Historic apartment building in downtown Cincinnati, Ohio, United States

The Lombardy Apartment Building is a historic apartment building in downtown Cincinnati, Ohio, United States. A Victorian structure erected in 1880, it is a seven-story building with a metal-covered Mansard roof, built with brick walls and a stone foundation. Constructed by the firm of Thomas Emery's Sons, Cincinnati's leading real estate developers during the 1880s, it was one of the earliest large apartment buildings erected in the city. It is one of four large apartment complexes erected by the Emerys during the 1880s; only the Brittany and the Lombardy Apartment Buildings have endured to the present day. Both the Lombardy and the Brittany were built according to designs by Samuel Hannaford; at that time, his independent architectural practice was gaining great prominence in the Cincinnati metropolitan area.
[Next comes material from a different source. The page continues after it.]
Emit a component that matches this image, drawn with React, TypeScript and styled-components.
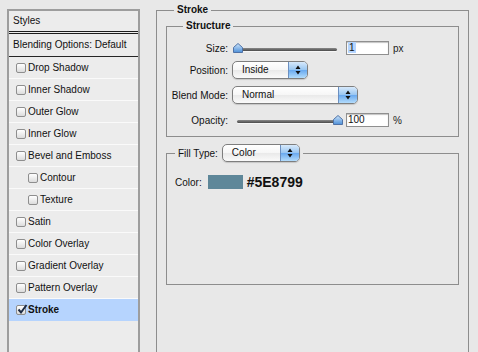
import styled, { createGlobalStyle } from "styled-components";

const GlobalStyle = createGlobalStyle`
  html, body {
    margin: 0;
    padding: 0;
  }
  body {
    background: #e8e8e8;
    font-family: "Liberation Sans", Arial, sans-serif;
    font-size: 10px;
    color: #111;
    overflow: hidden;
  }
`;

const Window = styled.div`
  display: flex;
  align-items: flex-start;
  gap: 16px;
  height: 352px;
  padding-left: 7px;
  overflow: hidden;
`;

const StylesPanel = styled.div`
  width: 129px;
  height: 400px;
  margin-top: 9px;
  border: 2px solid #9d9d9d;
  border-bottom: none;
  background: #ececec;
  display: flex;
  flex-direction: column;
`;

const PanelHeader = styled.div`
  height: 20px;
  line-height: 20px;
  padding-left: 4px;
  border-bottom: 3px double #1c1c1c;
`;

const BlendingRow = styled.div`
  height: 22px;
  line-height: 22px;
  padding-left: 4px;
  border-bottom: 1px solid #262626;
`;

const StyleItem = styled.div<{ $indent?: boolean; $selected?: boolean }>`
  height: 21px;
  display: flex;
  align-items: center;
  gap: 2px;
  padding-left: ${(p) => (p.$indent ? 19 : 7)}px;
  border-bottom: 1px solid ${(p) => (p.$selected ? "#b6d4fe" : "#fafafa")};
  background: ${(p) => (p.$selected ? "#b6d4fe" : "transparent")};
  font-weight: ${(p) => (p.$selected ? "bold" : "normal")};
`;

const Box = styled.span`
  position: relative;
  width: 8px;
  height: 8px;
  border: 1px solid #8e8e8e;
  border-radius: 2px;
  background: linear-gradient(#ffffff, #dcdcdc);
  flex-shrink: 0;
  svg {
    position: absolute;
    left: 0;
    top: -2px;
  }
`;

const Group = styled.fieldset`
  margin: 0;
  padding: 0 9px;
  min-width: 0;
  border: 1px solid #8d8d8d;
`;

const StrokeGroup = styled(Group)`
  width: 293px;
  height: 400px;
  margin-top: 4px;
`;

const InnerGroup = styled(Group)<{ $gap?: number }>`
  padding: 0 3px 5px;
  margin-top: ${(p) => p.$gap ?? 0}px;
`;

const Legend = styled.legend<{ $offset: number }>`
  margin-left: ${(p) => p.$offset}px;
  padding: 0 3px;
  line-height: 12px;
  font-weight: bold;
`;

const FillLegend = styled.legend`
  margin-left: 5px;
  padding: 0 3px;
  display: flex;
  align-items: center;
  gap: 4px;
`;

const FieldRow = styled.div<{ $gap?: number }>`
  display: flex;
  align-items: center;
  height: 22px;
  margin-top: ${(p) => p.$gap ?? 0}px;
`;

const Label = styled.span`
  width: 58px;
  margin-right: 4px;
  text-align: right;
  flex-shrink: 0;
`;

const SliderWrap = styled.div`
  position: relative;
  width: 110px;
  height: 10px;
  margin-right: 4px;
`;

const Track = styled.div`
  position: absolute;
  left: 5px;
  right: 5px;
  top: 5px;
  height: 3px;
  border-radius: 2px;
  background: linear-gradient(#8a8a8a, #4a4a4a);
  box-shadow: 0 1px 0 #f6f6f6;
`;

const Thumb = styled.svg`
  position: absolute;
  top: 0;
`;

const NumberInput = styled.div`
  width: 39px;
  height: 12px;
  line-height: 12px;
  padding: 0 1px;
  border: 1px solid #8f8f8f;
  box-shadow: inset 0 1px 1px #c4c4c4;
  background: #fff;
  margin-right: 4px;
`;

const Highlight = styled.span`
  background: #b5d5ff;
  padding: 0 1px;
`;

const SelectBox = styled.div<{ $width: number }>`
  width: ${(p) => p.$width}px;
  height: 16px;
  box-sizing: content-box;
  display: flex;
  align-items: stretch;
  border: 1px solid #7e7e7e;
  border-radius: 5px;
  overflow: hidden;
  background: linear-gradient(#ffffff, #f6f6f6 50%, #e9e9e9 51%, #fafafa);
  box-shadow: 0 1px 1px rgba(0, 0, 0, 0.15);
`;

const SelectText = styled.span`
  flex: 1;
  padding-left: 9px;
  line-height: 16px;
`;

const SelectArrows = styled.span`
  width: 18px;
  display: flex;
  align-items: center;
  justify-content: center;
  border-left: 1px solid #6b8fc0;
  background: linear-gradient(#d7e9fb, #9ac7f2 48%, #6aaaf0 52%, #b3dcfb);
`;

const ColorRow = styled.div`
  display: flex;
  align-items: center;
  gap: 4px;
  height: 18px;
  margin: 11px 0 88px 5px;
`;

const Swatch = styled.span<{ $color: string }>`
  width: 35px;
  height: 14px;
  margin-left: 2px;
  background: ${(p) => p.$color};
`;

const HexValue = styled.span`
  font-size: 14px;
  font-weight: bold;
`;

const Unit = styled.span`
  color: #222;
`;

type Item = { name: string; indent?: boolean; checked?: boolean };

const items: Item[] = [
  { name: "Drop Shadow" },
  { name: "Inner Shadow" },
  { name: "Outer Glow" },
  { name: "Inner Glow" },
  { name: "Bevel and Emboss" },
  { name: "Contour", indent: true },
  { name: "Texture", indent: true },
  { name: "Satin" },
  { name: "Color Overlay" },
  { name: "Gradient Overlay" },
  { name: "Pattern Overlay" },
  { name: "Stroke", checked: true },
];

const Checkbox = ({ checked }: { checked?: boolean }) => (
  <Box>
    {checked && (
      <svg width="11" height="11" viewBox="0 0 11 11">
        <path d="M1.5 5.5 L4 8.5 L9.5 1" fill="none" stroke="#1b2a44" strokeWidth="2" />
      </svg>
    )}
  </Box>
);

const Slider = ({ value }: { value: number }) => (
  <SliderWrap>
    <Track />
    <Thumb width="10" height="10" viewBox="0 0 10 10" style={{ left: 1 + value * 100 }}>
      <defs>
        <linearGradient id="thumbFill" x1="0" y1="0" x2="0" y2="1">
          <stop offset="0" stopColor="#cfe6fb" />
          <stop offset="1" stopColor="#4d8fd8" />
        </linearGradient>
      </defs>
      <path d="M0.5 4.5 L5 0.5 L9.5 4.5 V9.5 H0.5 Z" fill="url(#thumbFill)" stroke="#4f72a6" />
    </Thumb>
  </SliderWrap>
);

const Select = ({ value, width }: { value: string; width: number }) => (
  <SelectBox $width={width}>
    <SelectText>{value}</SelectText>
    <SelectArrows>
      <svg width="6" height="10" viewBox="0 0 6 10">
        <path d="M3 0.5 L5.5 4 H0.5 Z M3 9.5 L5.5 6 H0.5 Z" fill="#111" />
      </svg>
    </SelectArrows>
  </SelectBox>
);

export default function App() {
  return (
    <>
      <GlobalStyle />
      <Window>
        <StylesPanel>
          <PanelHeader>Styles</PanelHeader>
          <BlendingRow>Blending Options: Default</BlendingRow>
          {items.map((item) => (
            <StyleItem key={item.name} $indent={item.indent} $selected={item.checked}>
              <Checkbox checked={item.checked} />
              {item.name}
            </StyleItem>
          ))}
        </StylesPanel>

        <StrokeGroup>
          <Legend $offset={8}>Stroke</Legend>
          <InnerGroup $gap={4}>
            <Legend $offset={13}>Structure</Legend>
            <FieldRow style={{ marginTop: 5 }}>
              <Label>Size:</Label>
              <Slider value={0} />
              <NumberInput>
                <Highlight>1</Highlight>
              </NumberInput>
              <Unit>px</Unit>
            </FieldRow>
            <FieldRow>
              <Label>Position:</Label>
              <Select value="Inside" width={74} />
            </FieldRow>
            <FieldRow $gap={3}>
              <Label>Blend Mode:</Label>
              <Select value="Normal" width={124} />
            </FieldRow>
            <FieldRow $gap={3}>
              <Label>Opacity:</Label>
              <Slider value={1} />
              <NumberInput>100</NumberInput>
              <Unit>%</Unit>
            </FieldRow>
          </InnerGroup>

          <InnerGroup $gap={7}>
            <FillLegend>
              Fill Type:
              <Select value="Color" width={76} />
            </FillLegend>
            <ColorRow>
              Color:
              <Swatch $color="#5E8799" />
              <HexValue>#5E8799</HexValue>
            </ColorRow>
          </InnerGroup>
        </StrokeGroup>
      </Window>
    </>
  );
}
William Howard Taft, 27th President of the United States resided in flat number 25 during his bachelor years of 1883-1885. He is listed here in the 1884 Cincinnati directory.

Among the distinctive elements of the Lombardy's architecture are plentiful pilasters with Corinthian-style capitals, an elaborate cornice and brackets, and multiple balconies of wrought iron. Although the walls are primarily brick, they are decorated with elements of sandstone, along with limestone details and projections.

In 1976, the Lombardy Apartment Building and many surrounding buildings were designated a historic district, the West Fourth Street Historic District, and added to the National Register of Historic Places. Four years later, the Lombardy was individually listed on the Register, due to its well-preserved historic architecture; it was seen as one of the region's finest examples of late 19th century urban Victorian architecture. Dozens of other properties in Cincinnati, including the Brittany Apartment Building, were added to the Register at the same time as part of a multiple property submission of buildings designed by Samuel Hannaford.